**What the task requires:** Assemble all lines in which the string "React" appears.

---------- Supplied entries ----------

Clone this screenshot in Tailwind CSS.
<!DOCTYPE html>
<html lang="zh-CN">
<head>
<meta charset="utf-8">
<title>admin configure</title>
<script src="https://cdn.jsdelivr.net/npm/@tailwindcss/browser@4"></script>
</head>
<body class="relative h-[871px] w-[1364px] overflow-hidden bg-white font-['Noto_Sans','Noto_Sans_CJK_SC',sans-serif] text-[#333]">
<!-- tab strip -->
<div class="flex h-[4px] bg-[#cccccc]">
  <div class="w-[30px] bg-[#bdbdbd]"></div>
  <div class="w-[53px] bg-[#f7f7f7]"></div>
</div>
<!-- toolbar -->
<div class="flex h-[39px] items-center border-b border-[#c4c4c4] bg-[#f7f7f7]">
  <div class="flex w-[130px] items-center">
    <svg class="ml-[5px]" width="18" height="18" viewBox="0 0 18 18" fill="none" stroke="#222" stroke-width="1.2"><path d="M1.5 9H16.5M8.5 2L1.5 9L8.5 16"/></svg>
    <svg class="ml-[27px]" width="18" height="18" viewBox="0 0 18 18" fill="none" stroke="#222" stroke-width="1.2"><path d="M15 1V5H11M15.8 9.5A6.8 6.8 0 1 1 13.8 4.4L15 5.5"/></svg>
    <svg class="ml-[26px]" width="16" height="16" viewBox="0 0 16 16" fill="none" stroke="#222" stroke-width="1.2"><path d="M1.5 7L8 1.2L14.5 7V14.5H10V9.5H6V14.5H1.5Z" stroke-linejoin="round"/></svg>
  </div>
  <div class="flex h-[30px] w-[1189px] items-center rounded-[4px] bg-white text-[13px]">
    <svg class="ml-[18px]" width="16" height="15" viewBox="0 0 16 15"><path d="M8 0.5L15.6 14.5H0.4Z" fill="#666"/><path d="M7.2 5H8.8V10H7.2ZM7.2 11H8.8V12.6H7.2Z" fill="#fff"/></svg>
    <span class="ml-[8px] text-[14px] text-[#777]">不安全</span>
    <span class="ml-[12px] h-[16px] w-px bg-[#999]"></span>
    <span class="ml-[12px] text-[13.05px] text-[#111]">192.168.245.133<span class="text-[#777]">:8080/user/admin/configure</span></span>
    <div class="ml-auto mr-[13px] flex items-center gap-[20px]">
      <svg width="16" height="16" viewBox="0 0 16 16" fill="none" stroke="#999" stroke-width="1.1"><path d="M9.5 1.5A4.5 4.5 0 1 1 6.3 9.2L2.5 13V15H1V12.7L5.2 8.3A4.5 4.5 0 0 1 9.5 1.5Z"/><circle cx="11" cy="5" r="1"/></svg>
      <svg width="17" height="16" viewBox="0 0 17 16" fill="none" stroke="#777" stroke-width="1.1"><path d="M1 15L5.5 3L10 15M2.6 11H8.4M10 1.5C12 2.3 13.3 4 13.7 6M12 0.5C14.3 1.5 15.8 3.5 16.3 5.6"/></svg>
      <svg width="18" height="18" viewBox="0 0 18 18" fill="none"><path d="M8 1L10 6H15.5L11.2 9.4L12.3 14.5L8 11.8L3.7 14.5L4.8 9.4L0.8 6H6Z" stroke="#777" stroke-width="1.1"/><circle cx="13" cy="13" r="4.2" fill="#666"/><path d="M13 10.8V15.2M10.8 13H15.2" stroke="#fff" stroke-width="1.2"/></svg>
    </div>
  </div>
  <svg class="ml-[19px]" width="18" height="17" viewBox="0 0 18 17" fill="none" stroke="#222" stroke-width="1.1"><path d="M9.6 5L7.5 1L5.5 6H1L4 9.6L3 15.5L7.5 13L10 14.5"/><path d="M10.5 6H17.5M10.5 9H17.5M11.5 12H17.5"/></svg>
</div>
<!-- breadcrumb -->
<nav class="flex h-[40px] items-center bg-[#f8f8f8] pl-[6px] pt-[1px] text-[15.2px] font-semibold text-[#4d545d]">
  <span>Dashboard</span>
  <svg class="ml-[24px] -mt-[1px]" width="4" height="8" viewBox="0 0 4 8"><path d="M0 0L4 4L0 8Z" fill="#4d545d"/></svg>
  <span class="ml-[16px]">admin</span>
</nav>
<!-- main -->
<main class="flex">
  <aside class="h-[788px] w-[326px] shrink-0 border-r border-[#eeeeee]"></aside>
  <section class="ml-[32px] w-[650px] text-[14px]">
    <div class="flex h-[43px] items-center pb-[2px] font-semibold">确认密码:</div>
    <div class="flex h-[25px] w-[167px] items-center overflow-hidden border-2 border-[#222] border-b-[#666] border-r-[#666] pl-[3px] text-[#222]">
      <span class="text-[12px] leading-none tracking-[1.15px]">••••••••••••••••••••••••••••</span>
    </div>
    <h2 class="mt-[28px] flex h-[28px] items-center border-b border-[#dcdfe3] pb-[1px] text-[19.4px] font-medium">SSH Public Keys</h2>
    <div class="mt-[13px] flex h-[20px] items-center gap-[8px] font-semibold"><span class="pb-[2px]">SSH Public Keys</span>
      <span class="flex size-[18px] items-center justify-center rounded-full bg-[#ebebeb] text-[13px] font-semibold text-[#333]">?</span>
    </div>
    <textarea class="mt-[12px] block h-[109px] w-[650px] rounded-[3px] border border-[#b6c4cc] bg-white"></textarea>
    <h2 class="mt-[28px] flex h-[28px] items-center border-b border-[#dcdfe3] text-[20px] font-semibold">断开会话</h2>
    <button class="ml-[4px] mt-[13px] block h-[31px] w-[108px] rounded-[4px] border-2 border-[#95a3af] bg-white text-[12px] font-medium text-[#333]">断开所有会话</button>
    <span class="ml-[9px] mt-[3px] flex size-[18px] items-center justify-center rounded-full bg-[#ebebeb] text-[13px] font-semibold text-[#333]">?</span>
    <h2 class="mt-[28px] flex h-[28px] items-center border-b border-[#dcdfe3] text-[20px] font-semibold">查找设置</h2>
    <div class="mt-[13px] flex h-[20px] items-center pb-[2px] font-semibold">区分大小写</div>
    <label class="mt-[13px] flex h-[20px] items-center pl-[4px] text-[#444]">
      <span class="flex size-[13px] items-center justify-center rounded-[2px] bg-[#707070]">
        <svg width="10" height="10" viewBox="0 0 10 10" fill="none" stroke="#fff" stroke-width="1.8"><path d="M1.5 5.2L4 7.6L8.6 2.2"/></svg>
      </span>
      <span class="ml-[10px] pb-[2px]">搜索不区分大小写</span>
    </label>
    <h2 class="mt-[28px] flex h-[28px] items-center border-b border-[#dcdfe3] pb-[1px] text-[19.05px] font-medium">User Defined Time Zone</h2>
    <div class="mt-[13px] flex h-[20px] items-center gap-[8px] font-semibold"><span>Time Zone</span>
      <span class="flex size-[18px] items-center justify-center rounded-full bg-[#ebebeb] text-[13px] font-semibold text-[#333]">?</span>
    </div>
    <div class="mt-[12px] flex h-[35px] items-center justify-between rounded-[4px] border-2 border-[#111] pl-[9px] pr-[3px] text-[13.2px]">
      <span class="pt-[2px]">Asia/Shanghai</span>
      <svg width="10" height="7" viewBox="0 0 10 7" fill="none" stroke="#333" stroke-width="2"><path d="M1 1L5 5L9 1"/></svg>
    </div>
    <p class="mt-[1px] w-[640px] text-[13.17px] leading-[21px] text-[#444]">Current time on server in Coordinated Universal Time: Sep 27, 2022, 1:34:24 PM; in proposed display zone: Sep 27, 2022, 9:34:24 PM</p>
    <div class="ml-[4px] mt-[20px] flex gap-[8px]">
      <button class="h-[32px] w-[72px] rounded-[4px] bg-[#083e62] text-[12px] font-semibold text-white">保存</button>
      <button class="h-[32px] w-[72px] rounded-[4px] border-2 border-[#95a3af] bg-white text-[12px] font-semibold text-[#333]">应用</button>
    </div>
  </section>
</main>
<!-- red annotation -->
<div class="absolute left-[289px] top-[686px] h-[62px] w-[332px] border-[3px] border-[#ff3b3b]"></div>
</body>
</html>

----------
---------- Supplied entries ----------

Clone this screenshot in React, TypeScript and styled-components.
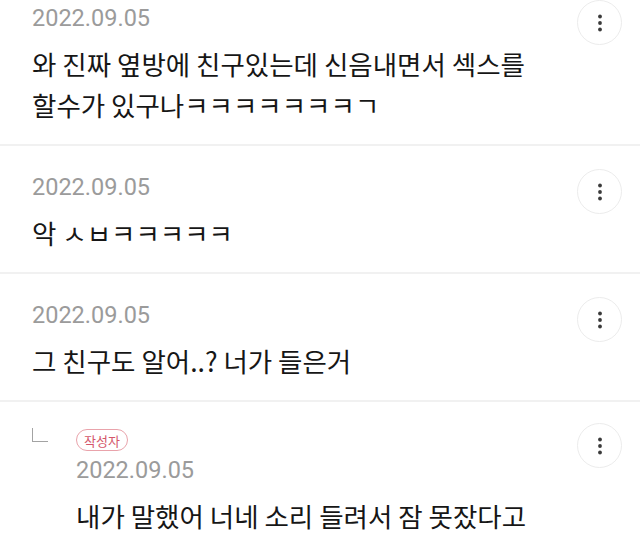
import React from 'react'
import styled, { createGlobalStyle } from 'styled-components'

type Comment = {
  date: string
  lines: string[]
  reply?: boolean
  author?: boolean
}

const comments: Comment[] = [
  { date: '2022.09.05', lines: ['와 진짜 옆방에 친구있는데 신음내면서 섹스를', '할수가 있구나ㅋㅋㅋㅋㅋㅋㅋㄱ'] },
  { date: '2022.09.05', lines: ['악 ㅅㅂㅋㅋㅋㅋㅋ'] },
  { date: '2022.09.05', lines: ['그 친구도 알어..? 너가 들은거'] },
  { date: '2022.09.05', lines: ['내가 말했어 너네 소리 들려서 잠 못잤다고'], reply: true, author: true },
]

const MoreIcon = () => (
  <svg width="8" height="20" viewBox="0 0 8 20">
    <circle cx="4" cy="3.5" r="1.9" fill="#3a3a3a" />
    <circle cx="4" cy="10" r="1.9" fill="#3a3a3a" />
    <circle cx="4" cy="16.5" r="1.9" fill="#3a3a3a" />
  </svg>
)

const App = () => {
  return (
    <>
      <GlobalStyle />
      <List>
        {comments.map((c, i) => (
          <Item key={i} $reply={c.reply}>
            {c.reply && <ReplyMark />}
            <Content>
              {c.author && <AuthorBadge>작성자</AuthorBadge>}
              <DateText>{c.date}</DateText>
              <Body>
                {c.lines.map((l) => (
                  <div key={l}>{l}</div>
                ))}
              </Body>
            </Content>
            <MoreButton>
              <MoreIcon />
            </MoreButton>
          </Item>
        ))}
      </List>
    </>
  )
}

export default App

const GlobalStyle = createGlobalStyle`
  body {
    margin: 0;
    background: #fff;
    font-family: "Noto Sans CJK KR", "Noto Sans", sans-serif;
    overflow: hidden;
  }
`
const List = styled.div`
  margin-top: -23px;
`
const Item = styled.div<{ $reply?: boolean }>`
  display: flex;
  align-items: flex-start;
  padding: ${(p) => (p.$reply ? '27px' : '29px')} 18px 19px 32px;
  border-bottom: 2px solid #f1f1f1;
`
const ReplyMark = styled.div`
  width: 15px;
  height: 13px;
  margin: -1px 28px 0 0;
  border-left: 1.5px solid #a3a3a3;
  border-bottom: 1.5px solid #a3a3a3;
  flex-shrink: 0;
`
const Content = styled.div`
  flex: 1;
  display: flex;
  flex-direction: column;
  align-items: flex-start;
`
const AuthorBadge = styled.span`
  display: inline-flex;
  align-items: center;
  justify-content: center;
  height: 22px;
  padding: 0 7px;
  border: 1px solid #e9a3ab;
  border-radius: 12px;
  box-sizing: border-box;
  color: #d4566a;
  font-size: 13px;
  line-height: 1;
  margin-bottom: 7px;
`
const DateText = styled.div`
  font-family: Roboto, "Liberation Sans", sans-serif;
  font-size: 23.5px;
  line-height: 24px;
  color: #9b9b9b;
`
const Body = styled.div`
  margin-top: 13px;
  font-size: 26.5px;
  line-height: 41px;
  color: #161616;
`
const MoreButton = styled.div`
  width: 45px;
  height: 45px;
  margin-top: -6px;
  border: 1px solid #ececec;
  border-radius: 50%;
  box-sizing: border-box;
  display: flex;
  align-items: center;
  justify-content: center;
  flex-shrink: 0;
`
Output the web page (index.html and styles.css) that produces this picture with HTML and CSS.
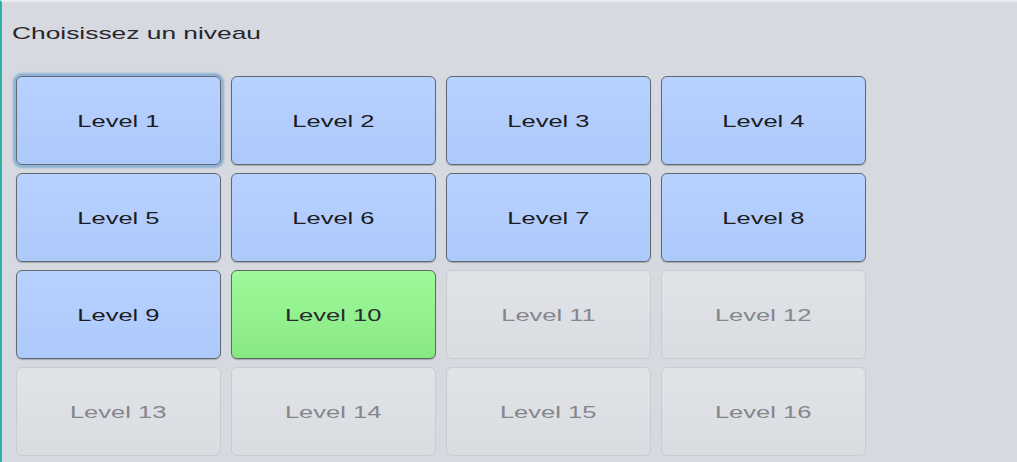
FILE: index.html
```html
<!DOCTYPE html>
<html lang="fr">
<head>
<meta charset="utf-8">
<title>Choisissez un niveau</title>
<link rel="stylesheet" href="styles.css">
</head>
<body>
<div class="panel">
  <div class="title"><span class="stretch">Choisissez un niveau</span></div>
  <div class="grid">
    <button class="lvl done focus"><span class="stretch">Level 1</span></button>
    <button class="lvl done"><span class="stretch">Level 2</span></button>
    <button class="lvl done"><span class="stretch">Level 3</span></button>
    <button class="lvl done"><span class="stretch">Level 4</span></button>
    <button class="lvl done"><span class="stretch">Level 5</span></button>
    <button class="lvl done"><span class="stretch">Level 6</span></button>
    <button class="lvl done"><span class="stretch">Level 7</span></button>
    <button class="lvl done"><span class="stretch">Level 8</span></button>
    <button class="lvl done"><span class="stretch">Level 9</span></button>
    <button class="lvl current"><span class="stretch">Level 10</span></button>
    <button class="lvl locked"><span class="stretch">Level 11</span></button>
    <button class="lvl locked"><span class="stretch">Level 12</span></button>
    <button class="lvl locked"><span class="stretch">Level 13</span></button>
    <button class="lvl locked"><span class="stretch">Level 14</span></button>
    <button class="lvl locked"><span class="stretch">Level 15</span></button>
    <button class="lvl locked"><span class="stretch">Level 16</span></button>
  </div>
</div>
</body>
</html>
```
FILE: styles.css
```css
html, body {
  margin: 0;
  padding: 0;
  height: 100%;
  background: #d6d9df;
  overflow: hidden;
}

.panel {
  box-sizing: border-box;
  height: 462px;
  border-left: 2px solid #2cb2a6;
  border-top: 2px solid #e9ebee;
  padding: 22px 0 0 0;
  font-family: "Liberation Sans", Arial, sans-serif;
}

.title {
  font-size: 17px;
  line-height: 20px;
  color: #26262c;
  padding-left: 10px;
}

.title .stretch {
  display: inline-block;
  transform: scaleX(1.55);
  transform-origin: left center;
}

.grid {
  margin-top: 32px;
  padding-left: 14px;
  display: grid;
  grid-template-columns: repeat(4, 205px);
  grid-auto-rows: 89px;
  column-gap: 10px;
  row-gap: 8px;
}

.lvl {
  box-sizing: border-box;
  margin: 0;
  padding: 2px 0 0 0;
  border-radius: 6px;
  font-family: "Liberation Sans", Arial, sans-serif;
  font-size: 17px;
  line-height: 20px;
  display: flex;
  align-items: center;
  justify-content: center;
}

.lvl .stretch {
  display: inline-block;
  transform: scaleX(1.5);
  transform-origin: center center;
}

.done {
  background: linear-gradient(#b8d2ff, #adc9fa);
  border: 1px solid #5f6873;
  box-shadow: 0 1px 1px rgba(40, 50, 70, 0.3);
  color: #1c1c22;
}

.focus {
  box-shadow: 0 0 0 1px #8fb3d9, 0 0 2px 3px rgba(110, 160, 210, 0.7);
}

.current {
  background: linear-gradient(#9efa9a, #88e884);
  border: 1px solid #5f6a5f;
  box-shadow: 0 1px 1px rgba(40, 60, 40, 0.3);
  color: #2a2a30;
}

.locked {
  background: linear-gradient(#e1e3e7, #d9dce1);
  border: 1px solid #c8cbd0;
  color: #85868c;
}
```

----------
---------- Supplied entries ----------

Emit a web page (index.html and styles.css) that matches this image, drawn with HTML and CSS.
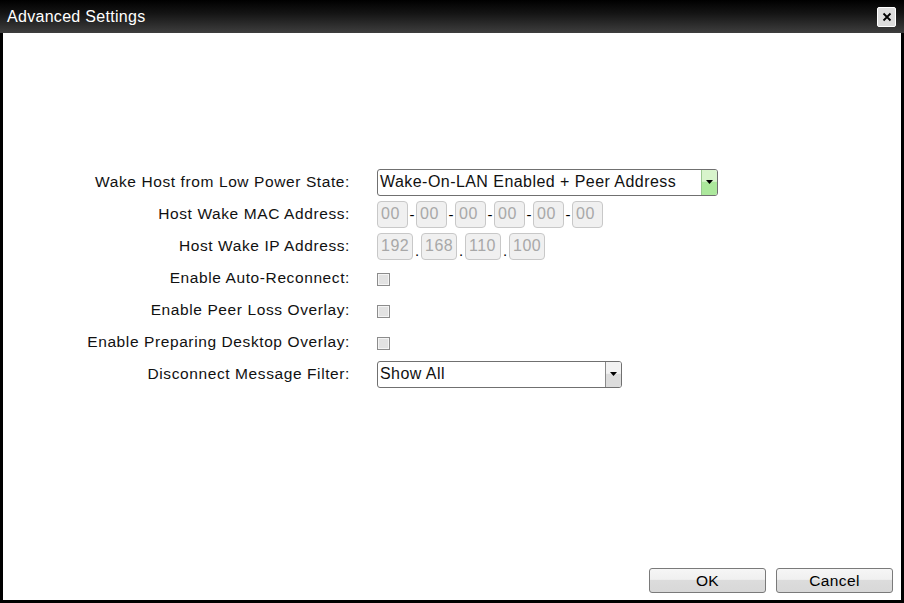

----------

**Task output:**
Clone this screenshot in React, TypeScript and styled-components.
import React from 'react'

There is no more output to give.